It has been revealed that the new policy of Spotify enables them to collect information like your location, get your photos and even go through your contacts. What is more, it might even transfer some of the information you provide to third parties.
However, Spotify, which has 75 million users, has issued a blog post apologizing and justifying the new policy.
In this post, the CEO of Spotify Daniel Ek claims that this policy “caused a lot of confusion about what kind of information we access and what we do with it” and apologizes for that.
One of the new features in question is Spotify Running. This feature employs GPS in order to check your running pace and choose the songs to play that would match it.

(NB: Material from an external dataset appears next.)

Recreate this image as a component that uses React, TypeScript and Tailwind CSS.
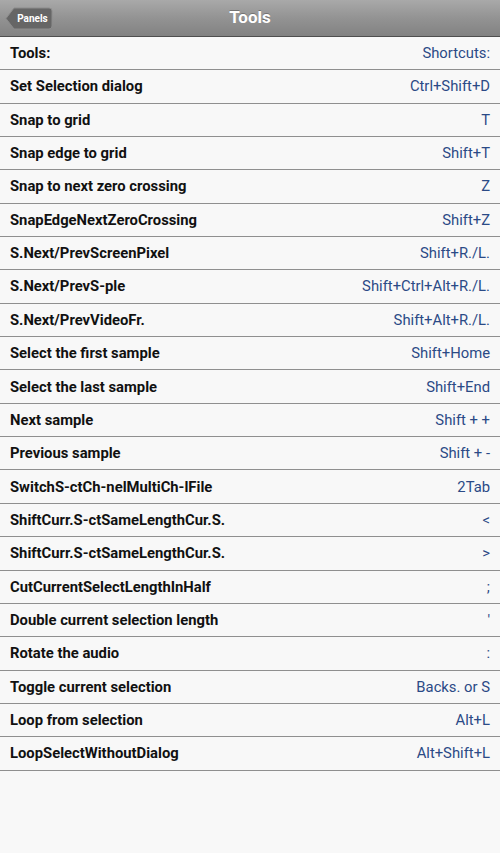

Another of the features that has raised the suspicion is Discover Weekly which generates a weekly playlist which is based on your taste. However, in order to see what you like, it might use some information from your smartphone.
Ek claims that it is up to you whether to share this information. He states that your explicit permission will be required in order to access this type of data. He also adds that this sort of information will be used only for your own benefit, namely to customize your experience on Spotify.
It has been announced that this new policy encompasses a lot of aspects but it has been said that during the upcoming weeks it will be renewed in order to amend some of its clauses that have been bothering the users. He confirmed that users’ concerns will be addressed.
In the policy it is stated that “With your permission, we may collect information stored on your mobile device, such as contacts, photos, or media files.” There is also a clause claiming that “We may also collect information about your location based on, for example, your phone’s GPS location or other forms of locating mobile devices (e.g., Bluetooth). We may also collect sensor data (e.g., data about the speed of your movements, such as whether you are running, walking, or in transit).”
As regards Facebook, Spotify is interested in collecting and storing some of the information you post on Facebook. The said information will include “your username … and other information that may be available on or through your Facebook account, including your name, profile picture, country, hometown, e-mail address, date of birth, gender, friends’ names and profile pictures and networks.”
Ek defends the policy saying that your information shared with third parties would be “de-identified”.
However, if you do not like these conditions, your options are scarce. You may go to your profile and disable sharing by unticking the box saying “Yes, share my information with third parties.” Yet if you do not like Spotify checking your phone and tracking your location, you can only disable your account.